Main news | By Correspondent December 21, 2021

WILLEMSTAD - The fact that Curaçao has not yet signed the COHO (Caribbean Organ for Reform and Development) administrative agreement has no major consequences for the financial obligations of the government. This is what the Minister of Finance Javier Silvania says on his Facebook page.

Last week, the spokesperson for Undersecretary Raymond Knops of Kingdom Relations and the Interior confirmed that Curaçao, Aruba and Sint Maarten (CAS islands) still did not agree with the Kingdom Act.

After an official agreement was reached, an administrative agreement was signed on December 2. The CAS islands have now put this agreement on hold. "It is in fact only a signature and then the law can pass to the various parliaments," said Knops's spokesperson.

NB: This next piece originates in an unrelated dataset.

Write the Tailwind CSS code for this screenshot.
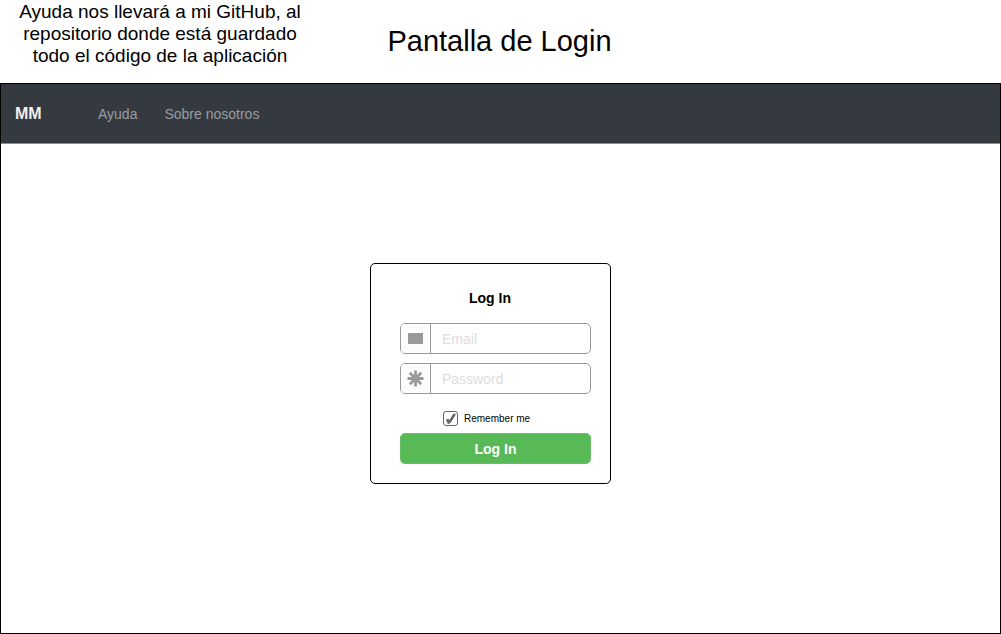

The Kingdom Council of Ministers has decided to defer handling the documents until the next meeting on 21 January. Until then, no liquidity support will be paid. “This does not have a major impact on the government's financial obligations,” said Silvania. “If the announced budget for 2022 is not forthcoming, the 2021 budget will be leading.”

 

According to the Curaçao government, all conditions have been met. However, Knops would have come up with an extra condition at the last minute, so that no signature has yet been placed. “The Council of State has criticized the Memorandum of Amendment,” Silvania writes in his message. According to the minister, there have not yet been discussions at administrative level between the four countries about the change.